In Missouri v. National Organization For Women, 620 F.2d 1301 (8th Cir. 1980), an antitrust action brought by the State of Missouri against NOW for engaging in a campaign *458which urged a public economic boycott of states which failed to ratify the Equal Rights Amendment, the court discussed the Supreme Court’s holding in Noerr pertaining to third party publicity techniques and noted that the technique was used in Noerr to create a public demand for legislation. In considering NOWs use of a boycott, which the court observed to be as destructive or more so than third party publicity campaigns, the court stated: “[the] crux of the issue is that NOW was politically motivated to use a boycott to influence ratification of the ERA. In our case, as in Noerr, the publicity campaign was not a mere sham to cover up an attempt to interfere with the business relationship of a competitor.” (Citations omitted). 620 F.2d at 1314.
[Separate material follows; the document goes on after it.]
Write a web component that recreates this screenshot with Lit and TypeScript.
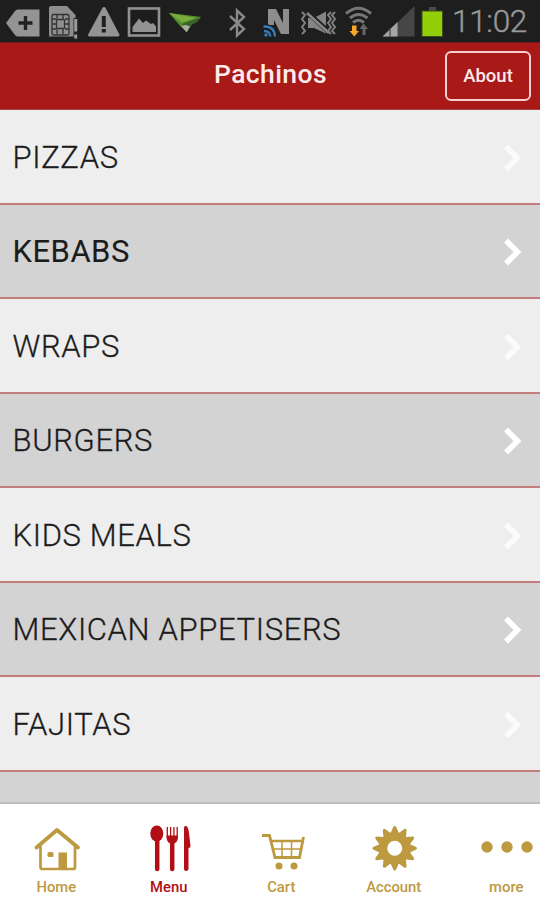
import { LitElement, html, css, svg } from "lit";
import { customElement } from "lit/decorators.js";
import { classMap } from "lit/directives/class-map.js";

type Row = { label: string; pressed?: boolean };

const rows: Row[] = [
  { label: "PIZZAS" },
  { label: "KEBABS", pressed: true },
  { label: "WRAPS" },
  { label: "BURGERS" },
  { label: "KIDS MEALS" },
  { label: "MEXICAN APPETISERS" },
  { label: "FAJITAS" },
  { label: "" },
];

// Status icons share one coordinate space; each tile shows its own slice.
const statusIcons = [
  { x: 0, w: 42, art: svg`<path d="M6 23 L15 11 Q16 9.500 18 9.500 H39.500 V36.500 H18 Q16 36.500 15 35Z" fill="#949494"/><path d="M18.500 23H32.500M25.500 16V30" stroke="#222" stroke-width="3.400"/>` },
  { x: 42, w: 42, art: svg`<path d="M51 6H67L75.500 15V36.500H49V8Q49 6 51 6Z" fill="#8e8e8e"/><g fill="none" stroke="#333" stroke-width="1.300"><rect x="52" y="14.500" width="17" height="20.500" rx="1.500"/><rect x="56.500" y="19.500" width="8" height="9" rx="1"/><path d="M52 19h4M52 24h4M52 29h4M65 19h4M65 24h4M65 29h4M57 15v4M63 15v4M57 29v5M63 29v5"/></g><path d="M73.500 18H78V39H73.500Z" fill="#222"/><path d="M75.700 19V31.500M75.700 34.500V38.500" stroke="#999" stroke-width="3"/>` },
  { x: 84, w: 40, art: svg`<path d="M102.300 8.200Q104 5.800 105.700 8.200L119.300 34.300Q120 36.500 117.500 36.500H90Q87.300 36.500 88.300 34.300Z" fill="#949494"/><path d="M103.800 16V27M103.800 29V32.500" stroke="#202020" stroke-width="4"/>` },
  { x: 124, w: 41, art: svg`<rect x="129" y="8.500" width="30" height="27" fill="#1d1d1d" stroke="#929292" stroke-width="2.600"/><path d="M132.500 32V27L139 18.500L143 23L146 20.500L151 24L153 23L156 26.500V32Z" fill="#929292"/>` },
  { x: 165, w: 50, art: svg`<path d="M169 13L201.500 17L181 27Z" fill="#568e2d"/><path d="M169 13L196 18L182 22.500Z" fill="#76ad3e"/><path d="M181 26L187 32.500L192 24.500L197 22L201.500 17L184 23Z" fill="#3b6428"/><path d="M181 26L186.500 32.300L190 26.500L186 25Z" fill="#a9b1a6"/>` },
  { x: 215, w: 40, art: svg`<path d="M230 16L244 29L237 35.500V10.500L244 17L230 30" fill="none" stroke="#898989" stroke-width="2.400"/>` },
  { x: 255, w: 40, art: svg`<path d="M268 9H276L283 23V9H289V34H281L274 20V25H268Z" fill="#8d8d8d"/><path d="M263 26.500Q274 26 275 37M263 31Q270 30.500 270.500 37" fill="none" stroke="#1c1c1c" stroke-width="5"/><path d="M263.500 26.500Q274.500 26 275 36.500M264 31Q270 31 270.500 36.500" fill="none" stroke="#387ab5" stroke-width="2.300"/><circle cx="266" cy="35" r="1.800" fill="#387ab5"/>` },
  { x: 295, w: 45, art: svg`<path d="M308 18H314L326 11.500V33.500L314 28H308Z" fill="#848484"/><path d="M307 12L330 33" stroke="#202020" stroke-width="5"/><path d="M307 13L329 33" stroke="#888" stroke-width="2.500"/><g fill="none" stroke="#818181" stroke-width="2"><path d="M302 12L305 15L302 19L305 23L302 27L305 31L302 34"/><path d="M331 12L328 15L331 19L328 23L331 27L328 31L331 34M335 12L332 15L335 19L332 23L335 27L332 31L335 34"/></g>` },
  { x: 340, w: 38, art: svg`<g fill="none" stroke="#777" stroke-width="3"><path d="M346 13.500Q358.500 3 371 13.500"/><path d="M350 18Q358.500 11 367.500 18"/><path d="M353 22.500Q358.500 18 364 22.500"/></g><path d="M362.500 35V29H359.500L363.500 23.500L368 29H365.500V35Z" fill="#666"/><path d="M352 25.500H356.500V31H359L354.300 36.500L349.500 31H352Z" fill="#f8a52b"/>` },
  { x: 378, w: 39, art: svg`<path d="M383 36.500L414.500 6V36.500Z" fill="#464646"/><path d="M382.500 36.500L397.500 22V36.500Z" fill="#a5a5a5"/><path d="M390 28V36.500" stroke="#4a4a4a" stroke-width="1.300"/>` },
  { x: 417, w: 32, art: svg`<path d="M429 7H436V11H429Z" fill="#4b4b4b"/><rect x="421.500" y="10.500" width="21.500" height="26.500" fill="#3d4e19"/><rect x="422.500" y="11.500" width="19.500" height="24.500" fill="#93cf06"/>` },
];

// Twelve rounded teeth around a ring.
const gearPath =
  Array.from({ length: 12 }, (_, i) => {
    const pt = (r: number, deg: number) => {
      const a = ((i * 30 + deg - 90) * Math.PI) / 180;
      return `${(394.2 + r * Math.cos(a)).toFixed(2)} ${(848.3 + r * Math.sin(a)).toFixed(2)}`;
    };
    return `${i ? "L" : "M"}${pt(16.2, -14)}L${pt(21.6, -3.5)}Q${pt(23.2, 0)} ${pt(21.6, 3.5)}L${pt(16.2, 14)}`;
  }).join("") + "ZM401.700 848.300a7.500 7.500 0 1 0 -15 0a7.500 7.500 0 1 0 15 0Z";

const tabs = [
  { label: "Home", x: 0, art: svg`<path d="M36.500 847.500L57 830L78 847.500" fill="none" stroke="currentColor" stroke-width="3.800" stroke-linecap="round" stroke-linejoin="round"/><path d="M40.500 846V867Q40.500 869 42.500 869H73.500Q75 869 75 867V846" fill="none" stroke="currentColor" stroke-width="2.700"/><path d="M58.500 852.500H67V868H58.500Z"/><rect x="47.500" y="852" width="6" height="5" rx="1.500"/>` },
  { label: "Menu", x: 112.5, active: true, art: svg`<ellipse cx="156.300" cy="833.500" rx="6.500" ry="8"/><path d="M156.700 838V869M171.700 842V869" stroke="currentColor" stroke-width="4.500" stroke-linecap="round"/><path d="M166.800 827V838M170.100 827V838M173.400 827V838M176.700 827V838" stroke="currentColor" stroke-width="1.300"/><path d="M166.100 835.500H177.400V838Q177 843.500 171.700 843.500T166.100 838Z"/><path d="M183.500 869V828Q183.500 825.500 185.500 826Q188 827 188.500 833L190 846Q190 848 188 848V869Q187.800 871 185.700 871Q183.500 871 183.500 869Z"/>` },
  { label: "Cart", x: 225, art: svg`<g fill="none" stroke="currentColor"><path d="M262 835.500H269.500L275 857.500H299.500L303.500 837" stroke-width="2.800"/><path d="M271.500 841H302" stroke-width="2.500"/><path d="M273 849H300M282 841V857M291.500 841V857" stroke-width="1.500"/></g><circle cx="279" cy="866" r="3.500"/><circle cx="294" cy="866" r="3.500"/>` },
  { label: "Account", x: 337.5, art: svg`<path d="${gearPath}" fill-rule="evenodd"/>` },
  { label: "more", x: 450, art: svg`<circle cx="487" cy="847" r="5.700"/><circle cx="507" cy="847" r="5.700"/><circle cx="527" cy="847" r="5.700"/>` },
];

@customElement("app-root")
export class AppRoot extends LitElement {
  static styles = css`
    :host { display: flex; flex-direction: column; width: 540px; height: 900px; overflow: hidden; font-family: Roboto, sans-serif; background: #eee; }
    svg { display: block; flex: none; }
    .status { display: flex; flex: none; height: 42px; background: #1e1e1e; }
    .clock { color: #999; font-size: 31.5px; font-weight: 300; line-height: 43px; letter-spacing: -0.3px; padding-left: 3px; white-space: nowrap; -webkit-text-stroke: 0.4px currentColor; }
    .header { display: grid; grid-template-columns: 1fr auto 1fr; align-items: center; flex: none; box-sizing: border-box; height: 68px; background: #a81918; border-top: 1px solid #72191b; border-bottom: 1px solid #a34545; color: #fdebea; }
    .title { grid-column: 2; margin: 0; padding: 0 0 4px 1px; font-size: 26.5px; line-height: 30px; font-weight: 500; letter-spacing: 0.4px; }
    .about { justify-self: end; box-sizing: border-box; width: 86px; height: 50px; margin-right: 9px; padding: 0; background: none; border: 2px solid #f3d0cf; border-radius: 6px; color: #fdebea; font: 500 18.5px/46px Roboto, sans-serif; }
    .list { flex: 1; min-height: 0; overflow: hidden; margin: 0; padding: 0; list-style: none; }
    .row { display: flex; align-items: center; justify-content: space-between; box-sizing: border-box; height: 94.5px; padding: 3px 17px 0 12.5px; border-bottom: 2px solid #c27e7c; background: #eee; color: #1c1c1c; }
    .row:nth-child(even) { background: #d3d3d3; }
    .label { font-size: 31px; line-height: 40px; letter-spacing: 0.65px; font-weight: 300; white-space: nowrap; -webkit-text-stroke: 0.3px currentColor; }
    .label.pressed { letter-spacing: 0.5px; font-weight: 400; -webkit-text-stroke-width: 0.1px; }
    .chevron { stroke: #fbfbfb; }
    .row:nth-child(even) .chevron { stroke: #fff; }
    .tabs { display: flex; flex: none; box-sizing: border-box; height: 98px; background: #fff; border-top: 2px solid #bebebe; }
    .tab { display: flex; flex-direction: column; align-items: center; flex: none; width: 112.5px; color: #bd993f; fill: currentColor; font-size: 14.8px; line-height: 20px; font-weight: 500; }
    .tab.active { color: #b10e15; }
  `;

  render() {
    return html`
      <div class="status">
        ${statusIcons.map((s) => html`<svg width=${s.w} height="42" viewBox="${s.x} 0 ${s.w} 42">${s.art}</svg>`)}
        <span class="clock">11:02</span>
      </div>
      <header class="header">
        <h1 class="title">Pachinos</h1>
        <button class="about">About</button>
      </header>
      <ul class="list">
        ${rows.map(
          (r) => html`<li class="row">
            <span class=${classMap({ label: true, pressed: !!r.pressed })}>${r.label}</span>
            <svg width="20" height="30" viewBox="0 0 20 30"><path class="chevron" d="M3 3.500L14.500 15L3 26.500" fill="none" stroke-width="5.500" /></svg>
          </li>`
        )}
      </ul>
      <nav class="tabs">
        ${tabs.map(
          (t) => html`<div class=${classMap({ tab: true, active: !!t.active })}>
            <svg width="112.5" height="73" viewBox="${t.x} 804 112.5 73">${t.art}</svg>
            <span>${t.label}</span>
          </div>`
        )}
      </nav>
    `;
  }
}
In Franchise Realty, supra, the plaintiffs, subsidiaries of a fast food chain which was seeking building permits, alleged that the defendants had malicously sought to deprive the plaintiff of meaningful access to the city board charged with issuing such permits. The activities alleged to be in violation of the Sherman Act included secretly soliciting people to appear before the board while not informing the board that they were appearing on the defendant’s behalf, disseminating malicious and false statements through the news media designed to arouse public wrath against the plaintiff, and illegal picketing of the plaintiff’s restaurants. The court held that these allegations were insufficient to overcome a motion to dismiss. The Court noted that the allegations in the complaint were totally conclusory and stated nothing specific enough to warrant interference with activity “which is prima facie protected by the First Amendment.” 542 F.2d at 1083.

From this review it is evident that the right to petition includes, among other things, activity designed to influence public sentiment concerning the passage and enforcement of laws as well as appeals for redress made directly to the government. “[A] publicity campaign to influence governmental action falls clearly into the category of political activity.” Noerr, supra, 365 U.S. at 140-14181 S.Ct. at 531, 5 L.Ed.2d at 473.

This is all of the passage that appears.